Exercise instructions
Gather every line from the entries below that includes "with".

BEGIN Source records

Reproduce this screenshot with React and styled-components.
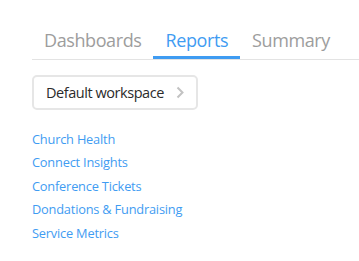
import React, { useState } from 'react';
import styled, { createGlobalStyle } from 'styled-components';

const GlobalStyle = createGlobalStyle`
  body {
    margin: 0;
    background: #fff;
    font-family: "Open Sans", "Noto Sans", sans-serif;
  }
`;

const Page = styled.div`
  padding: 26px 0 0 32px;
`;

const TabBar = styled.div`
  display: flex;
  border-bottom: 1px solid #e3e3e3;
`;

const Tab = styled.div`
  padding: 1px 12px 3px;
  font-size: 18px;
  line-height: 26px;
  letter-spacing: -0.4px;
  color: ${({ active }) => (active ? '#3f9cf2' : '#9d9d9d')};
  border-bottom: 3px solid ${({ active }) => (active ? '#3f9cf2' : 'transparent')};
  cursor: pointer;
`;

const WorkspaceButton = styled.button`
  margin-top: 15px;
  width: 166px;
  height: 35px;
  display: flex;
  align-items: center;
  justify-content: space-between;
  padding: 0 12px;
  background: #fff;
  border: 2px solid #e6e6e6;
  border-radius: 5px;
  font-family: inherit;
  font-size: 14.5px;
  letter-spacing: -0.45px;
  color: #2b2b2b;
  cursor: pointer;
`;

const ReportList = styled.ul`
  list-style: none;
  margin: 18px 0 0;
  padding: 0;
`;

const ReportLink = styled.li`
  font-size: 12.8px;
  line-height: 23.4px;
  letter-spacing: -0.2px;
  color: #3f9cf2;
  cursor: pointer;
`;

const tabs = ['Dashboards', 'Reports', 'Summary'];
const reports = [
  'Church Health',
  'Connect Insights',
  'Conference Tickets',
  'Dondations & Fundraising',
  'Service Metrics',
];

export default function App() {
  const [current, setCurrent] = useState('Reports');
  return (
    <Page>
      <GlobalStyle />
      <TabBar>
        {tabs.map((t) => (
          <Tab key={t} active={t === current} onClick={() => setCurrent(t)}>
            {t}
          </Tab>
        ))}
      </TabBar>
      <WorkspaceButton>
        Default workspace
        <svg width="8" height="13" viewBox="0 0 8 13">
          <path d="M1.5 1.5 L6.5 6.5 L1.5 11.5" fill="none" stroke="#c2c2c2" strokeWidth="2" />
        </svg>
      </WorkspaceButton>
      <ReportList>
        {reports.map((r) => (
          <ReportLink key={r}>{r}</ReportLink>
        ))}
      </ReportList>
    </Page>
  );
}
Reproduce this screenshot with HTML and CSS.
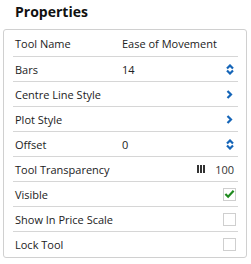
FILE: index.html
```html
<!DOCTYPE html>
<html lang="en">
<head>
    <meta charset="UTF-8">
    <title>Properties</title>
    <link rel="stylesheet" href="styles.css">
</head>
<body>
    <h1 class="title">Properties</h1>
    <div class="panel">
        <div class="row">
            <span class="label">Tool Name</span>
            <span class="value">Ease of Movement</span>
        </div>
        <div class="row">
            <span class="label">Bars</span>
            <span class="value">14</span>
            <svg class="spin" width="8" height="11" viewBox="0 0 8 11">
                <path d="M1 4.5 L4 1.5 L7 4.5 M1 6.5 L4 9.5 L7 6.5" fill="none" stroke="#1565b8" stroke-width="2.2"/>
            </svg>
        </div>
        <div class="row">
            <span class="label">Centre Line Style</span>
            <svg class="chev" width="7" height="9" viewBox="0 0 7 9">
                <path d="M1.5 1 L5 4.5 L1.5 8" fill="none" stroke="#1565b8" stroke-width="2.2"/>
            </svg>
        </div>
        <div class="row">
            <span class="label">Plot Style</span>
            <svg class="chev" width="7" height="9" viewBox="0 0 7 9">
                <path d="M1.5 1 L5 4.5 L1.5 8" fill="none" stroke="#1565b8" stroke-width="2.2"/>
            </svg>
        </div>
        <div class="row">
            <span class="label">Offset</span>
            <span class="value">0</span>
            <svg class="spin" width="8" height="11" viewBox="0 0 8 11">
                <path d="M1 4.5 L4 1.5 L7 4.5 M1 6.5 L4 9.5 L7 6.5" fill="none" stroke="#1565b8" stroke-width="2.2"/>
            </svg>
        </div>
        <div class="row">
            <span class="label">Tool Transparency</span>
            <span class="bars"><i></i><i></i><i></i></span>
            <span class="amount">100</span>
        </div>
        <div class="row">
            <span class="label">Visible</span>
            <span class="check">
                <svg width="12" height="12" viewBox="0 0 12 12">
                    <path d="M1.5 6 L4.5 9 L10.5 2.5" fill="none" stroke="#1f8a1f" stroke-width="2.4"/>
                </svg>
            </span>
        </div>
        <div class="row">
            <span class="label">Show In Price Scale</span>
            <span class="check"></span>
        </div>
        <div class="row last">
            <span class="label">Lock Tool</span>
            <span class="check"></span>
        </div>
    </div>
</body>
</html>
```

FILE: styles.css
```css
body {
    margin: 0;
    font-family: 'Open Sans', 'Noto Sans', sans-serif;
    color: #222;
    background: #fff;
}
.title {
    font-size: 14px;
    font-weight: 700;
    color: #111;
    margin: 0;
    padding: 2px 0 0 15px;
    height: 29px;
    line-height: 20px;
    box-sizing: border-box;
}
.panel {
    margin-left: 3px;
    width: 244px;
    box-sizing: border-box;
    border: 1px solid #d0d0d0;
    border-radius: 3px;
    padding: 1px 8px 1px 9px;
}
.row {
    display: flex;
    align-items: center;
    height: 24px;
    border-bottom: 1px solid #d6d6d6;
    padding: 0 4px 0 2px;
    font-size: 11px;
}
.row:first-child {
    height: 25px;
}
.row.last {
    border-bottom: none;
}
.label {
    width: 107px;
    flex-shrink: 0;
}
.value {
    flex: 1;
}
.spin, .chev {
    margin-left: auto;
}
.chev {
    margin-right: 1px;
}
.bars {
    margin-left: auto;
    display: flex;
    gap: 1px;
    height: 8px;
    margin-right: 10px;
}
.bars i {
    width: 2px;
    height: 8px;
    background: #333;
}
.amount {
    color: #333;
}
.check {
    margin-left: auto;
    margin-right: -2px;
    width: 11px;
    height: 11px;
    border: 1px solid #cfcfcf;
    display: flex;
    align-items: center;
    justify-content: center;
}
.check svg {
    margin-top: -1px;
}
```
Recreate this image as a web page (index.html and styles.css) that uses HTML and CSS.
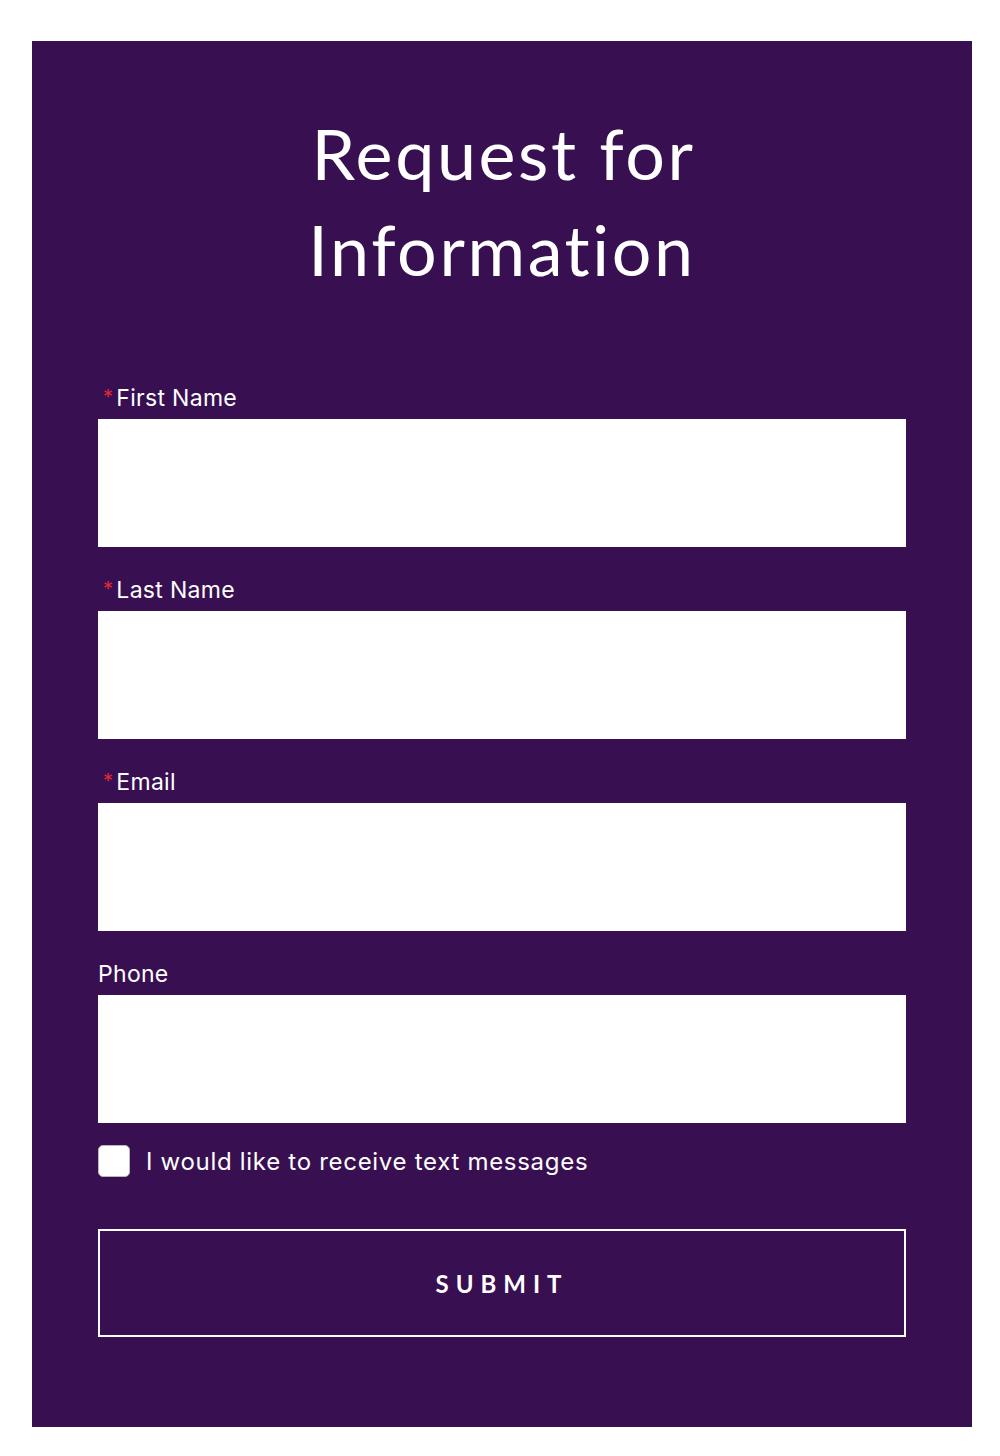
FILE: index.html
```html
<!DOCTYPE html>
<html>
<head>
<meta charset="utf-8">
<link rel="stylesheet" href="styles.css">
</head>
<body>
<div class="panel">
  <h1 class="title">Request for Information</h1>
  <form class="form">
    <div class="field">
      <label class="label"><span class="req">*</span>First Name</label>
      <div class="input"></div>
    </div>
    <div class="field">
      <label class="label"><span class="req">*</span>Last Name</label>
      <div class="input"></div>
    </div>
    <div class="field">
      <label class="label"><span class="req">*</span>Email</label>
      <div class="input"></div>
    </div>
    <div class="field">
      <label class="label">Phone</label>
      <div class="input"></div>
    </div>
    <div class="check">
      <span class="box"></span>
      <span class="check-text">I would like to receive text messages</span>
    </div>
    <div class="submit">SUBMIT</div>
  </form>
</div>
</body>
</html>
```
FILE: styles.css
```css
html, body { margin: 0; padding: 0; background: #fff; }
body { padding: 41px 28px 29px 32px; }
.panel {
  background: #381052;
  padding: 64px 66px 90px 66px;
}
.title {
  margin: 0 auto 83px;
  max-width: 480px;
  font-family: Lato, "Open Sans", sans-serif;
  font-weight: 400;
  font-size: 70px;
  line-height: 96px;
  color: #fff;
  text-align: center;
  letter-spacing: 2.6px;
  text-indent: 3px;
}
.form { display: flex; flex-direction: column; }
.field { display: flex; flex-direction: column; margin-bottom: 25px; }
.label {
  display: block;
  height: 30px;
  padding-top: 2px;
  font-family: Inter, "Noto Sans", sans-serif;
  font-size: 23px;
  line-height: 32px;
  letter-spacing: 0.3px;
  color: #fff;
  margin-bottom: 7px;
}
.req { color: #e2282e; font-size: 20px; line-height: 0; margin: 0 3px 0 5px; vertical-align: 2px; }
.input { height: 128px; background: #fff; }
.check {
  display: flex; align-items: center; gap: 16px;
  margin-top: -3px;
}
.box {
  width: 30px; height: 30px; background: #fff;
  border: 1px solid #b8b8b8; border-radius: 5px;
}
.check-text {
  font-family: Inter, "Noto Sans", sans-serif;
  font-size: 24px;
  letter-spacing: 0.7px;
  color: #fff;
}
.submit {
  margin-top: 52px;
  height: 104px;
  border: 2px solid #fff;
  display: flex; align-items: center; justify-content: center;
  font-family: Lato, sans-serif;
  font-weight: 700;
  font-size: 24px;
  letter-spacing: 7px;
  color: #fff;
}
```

END Source records

The response
Reproduce this screenshot with React and styled-components.
Reproduce this screenshot with HTML and CSS.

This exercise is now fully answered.